I needed to created an array containing the indices of each tab character within a string, so I used something like the following:
------------------------
var tabIndices = [];
var tabMatchInfo;
var tabRegex = /\t/g;
while (tabMatchInfo = tabRegex.exec(string)) {
tabIndices.push(tabMatchInfo.index);
}
------------------------
Nice and easy. To do this without exec, it would require something like the following:
------------------------
var tabIndices = [];
var thisTabIndex;
for (var i = 0; i < string.length; i++) {
thisTabIndex = string.indexOf(String.fromCharCode(9), i);
if (thisTabIndex === -1) {
break;
} else {
tabIndices.push(thisTabIndex);
i = thisTabIndex;
}
}
------------------------
Of course, there are cases where it would be much more difficult than this (or maybe even impossible) to reproduce functionality achieved using exec() with other methods.

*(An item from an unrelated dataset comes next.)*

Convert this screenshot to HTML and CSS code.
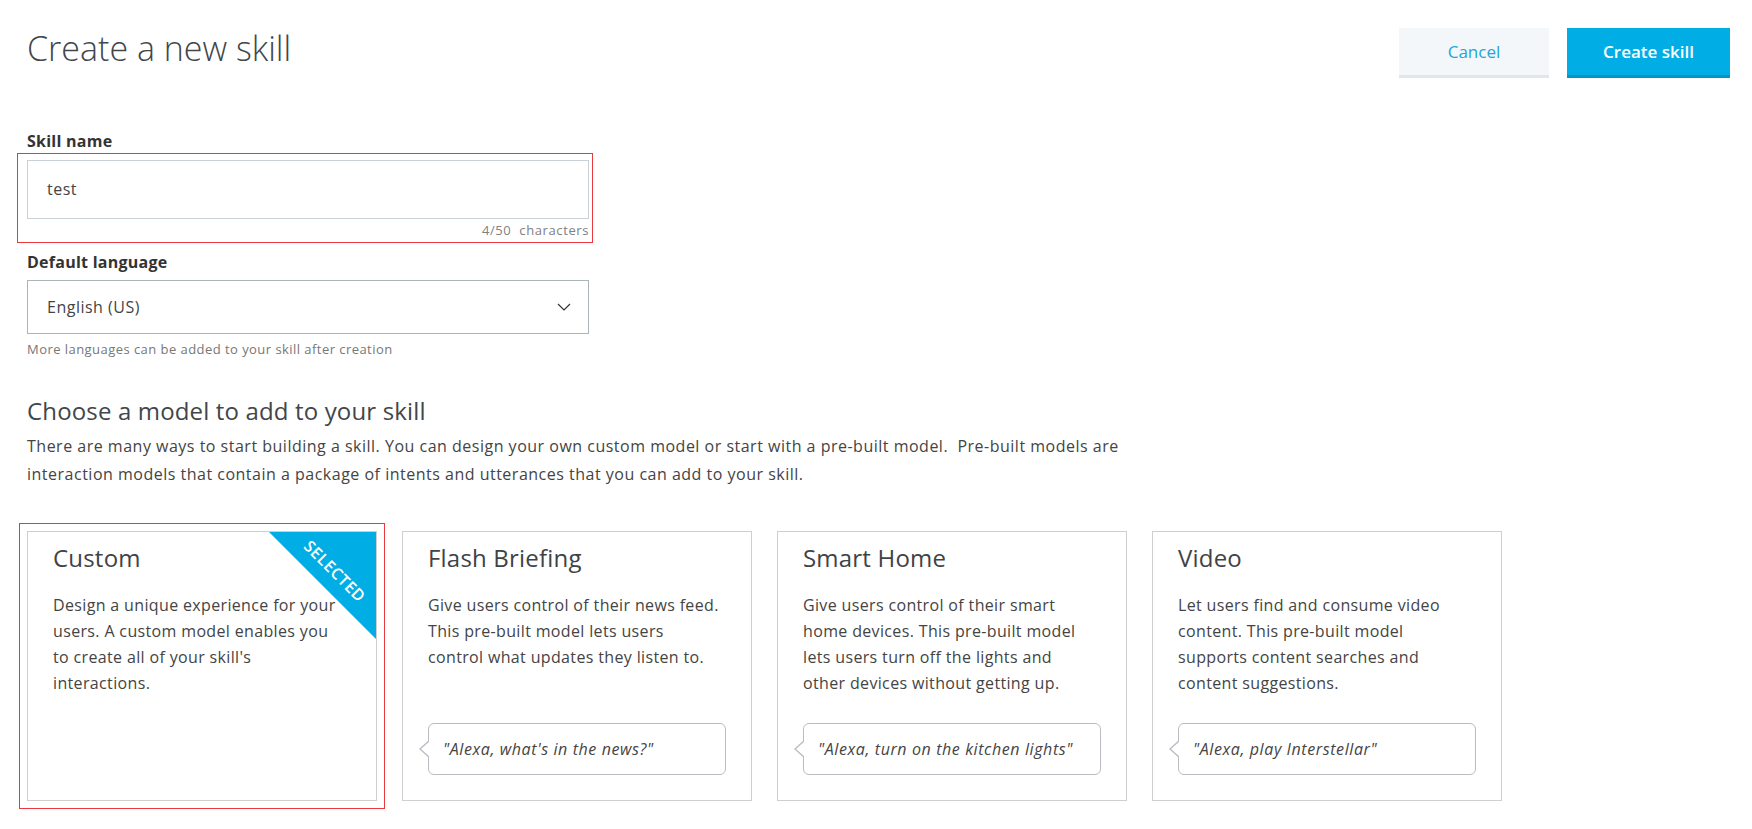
FILE: index.html
```html
<!DOCTYPE html>
<html lang="en">
<head>
<meta charset="utf-8">
<title>Create a new skill</title>
<link rel="stylesheet" href="styles.css">
</head>
<body>
<div class="page">
  <header class="top">
    <h1 class="title">Create a new skill</h1>
    <div class="actions">
      <button class="btn btn-secondary">Cancel</button>
      <button class="btn btn-primary">Create skill</button>
    </div>
  </header>

  <section class="form">
    <div class="label">Skill name</div>
    <div class="highlight">
      <div class="input">test</div>
      <div class="counter">4/50&nbsp; characters</div>
    </div>

    <div class="label label-lang">Default language</div>
    <div class="select">
      <span>English (US)</span>
      <svg class="chevron" width="14" height="8" viewBox="0 0 14 8"><polyline points="1,1 7,7 13,1" fill="none" stroke="#333" stroke-width="1.2"/></svg>
    </div>
    <p class="help">More languages can be added to your skill after creation</p>
  </section>

  <section class="models">
    <h2 class="models-title">Choose a model to add to your skill</h2>
    <p class="intro">There are many ways to start building a skill. You can design your own custom model or start with a pre-built model.&nbsp; Pre-built models are<br>interaction models that contain a package of intents and utterances that you can add to your skill.</p>

    <div class="cards">
      <div class="card card-selected">
        <div class="ribbon"><span>SELECTED</span></div>
        <h3 class="card-title">Custom</h3>
        <p class="card-desc">Design a unique experience for your<br>users. A custom model enables you<br>to create all of your skill's<br>interactions.</p>
      </div>
      <div class="card">
        <h3 class="card-title">Flash Briefing</h3>
        <p class="card-desc">Give users control of their news feed.<br>This pre-built model lets users<br>control what updates they listen to.</p>
        <div class="bubble">"Alexa, what's in the news?"</div>
      </div>
      <div class="card">
        <h3 class="card-title">Smart Home</h3>
        <p class="card-desc">Give users control of their smart<br>home devices. This pre-built model<br>lets users turn off the lights and<br>other devices without getting up.</p>
        <div class="bubble">"Alexa, turn on the kitchen lights"</div>
      </div>
      <div class="card">
        <h3 class="card-title">Video</h3>
        <p class="card-desc">Let users find and consume video<br>content. This pre-built model<br>supports content searches and<br>content suggestions.</p>
        <div class="bubble">"Alexa, play Interstellar"</div>
      </div>
    </div>
  </section>
</div>
</body>
</html>
```

FILE: styles.css
```css
* { box-sizing: border-box; }

html, body {
  margin: 0;
  padding: 0;
  background: #ffffff;
}

body {
  font-family: "Open Sans", "Noto Sans", "Liberation Sans", sans-serif;
  color: #444;
}

.page {
  padding: 28px 22px 28px 27px;
}

.top {
  display: flex;
  justify-content: space-between;
  align-items: flex-start;
  height: 50px;
}

.title {
  margin: 0;
  font-size: 34px;
  font-weight: 300;
  line-height: 40px;
  color: #424649;
}

.actions {
  display: flex;
  gap: 18px;
}

.btn {
  font-family: inherit;
  font-size: 17px;
  height: 50px;
  border: 0;
  border-bottom: 3px solid;
  padding: 0;
  cursor: pointer;
}

.btn-secondary {
  width: 150px;
  background: #f4f7f9;
  border-bottom-color: #dde7ec;
  color: #1ba6da;
  font-weight: 500;
}

.btn-primary {
  width: 163px;
  background: #00aee5;
  border-bottom-color: #0096c6;
  color: #ffffff;
  font-weight: 600;
}

/* form */
.label {
  font-size: 16px;
  font-weight: 700;
  line-height: 20px;
  letter-spacing: 0.25px;
  color: #333;
  margin-top: 53px;
}

.label-lang {
  margin-top: 9px;
}

.highlight {
  width: 576px;
  margin: 2px 0 0 -10px;
  padding: 6px 3px 3px 9px;
  border: 1px solid #e8393f;
}

.input {
  width: 562px;
  height: 59px;
  border: 1px solid #c8d0d8;
  padding: 0 19px;
  font-size: 16px;
  line-height: 57px;
  letter-spacing: 0.5px;
  color: #444;
}

.counter {
  margin-top: 2px;
  text-align: right;
  font-size: 13px;
  line-height: 18px;
  letter-spacing: 0.6px;
  color: #808080;
}

.select {
  width: 562px;
  height: 54px;
  margin-top: 8px;
  border: 1px solid #a9b6b7;
  padding: 0 17px 0 19px;
  display: flex;
  align-items: center;
  justify-content: space-between;
  font-size: 16px;
  letter-spacing: 0.5px;
  color: #444;
}

.help {
  margin: 6px 0 0;
  font-size: 13px;
  line-height: 18px;
  letter-spacing: 0.45px;
  color: #777;
}

/* models */
.models-title {
  margin: 38px 0 0;
  font-size: 24px;
  font-weight: 400;
  line-height: 30px;
  letter-spacing: 0.15px;
  color: #424649;
}

.intro {
  margin: 6px 0 0;
  font-size: 16px;
  line-height: 28px;
  letter-spacing: 0.5px;
  color: #444;
}

.cards {
  display: flex;
  gap: 25px;
  margin-top: 43px;
}

.card {
  position: relative;
  width: 350px;
  height: 270px;
  border: 1px solid #cfcfcf;
  padding: 11px 25px 25px;
  display: flex;
  flex-direction: column;
  background: #fff;
}

.card-selected {
  outline: 1px solid #e8393f;
  outline-offset: 7px;
}

.card-title {
  margin: 0;
  font-size: 24px;
  font-weight: 400;
  line-height: 30px;
  letter-spacing: 0.2px;
  color: #3f4346;
}

.card-desc {
  margin: 19px 0 0;
  font-size: 16px;
  line-height: 26px;
  letter-spacing: 0.35px;
  white-space: nowrap;
  color: #444;
}

.bubble {
  position: relative;
  margin-top: auto;
  height: 52px;
  border: 1px solid #b9bdc1;
  border-radius: 6px;
  padding: 0 14px;
  font-size: 16px;
  font-style: italic;
  line-height: 50px;
  letter-spacing: 0.6px;
  color: #444;
  white-space: nowrap;
}

.bubble::before,
.bubble::after {
  content: "";
  position: absolute;
  top: 50%;
  width: 0;
  height: 0;
  border-style: solid;
  border-color: transparent;
}

.bubble::before {
  left: -10px;
  margin-top: -9px;
  border-width: 9px 10px 9px 0;
  border-right-color: #b9bdc1;
}

.bubble::after {
  left: -8px;
  margin-top: -8px;
  border-width: 8px 9px 8px 0;
  border-right-color: #ffffff;
}

.ribbon {
  position: absolute;
  top: 0;
  right: 0;
  width: 107px;
  height: 107px;
  background: #00aee5;
  clip-path: polygon(0 0, 100% 0, 100% 100%);
}

.ribbon span {
  position: absolute;
  left: 6px;
  top: 29px;
  width: 120px;
  height: 20px;
  line-height: 20px;
  text-align: center;
  transform: rotate(45deg);
  color: #fff;
  font-size: 16px;
  font-weight: 600;
  letter-spacing: 0.5px;
}
```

One word of caution... although "while (arr = /\t/g.exec(string)) {}" works fine in Firefox, it would create an infinite loop in IE (and possibly other browsers) if there is even one tab character in the string, since IE recompiles the regex for each iteration of the loop, effectively reseting lastIndex and never advancing.
In case that last paragraph wasn't clear, the problem results from creating the regex within the loop. The fix is to simply create the regex before entering the loop.
@Steve,
I like the Tab index example. I think that's a great demonstration of how exec() can be used. Thanks!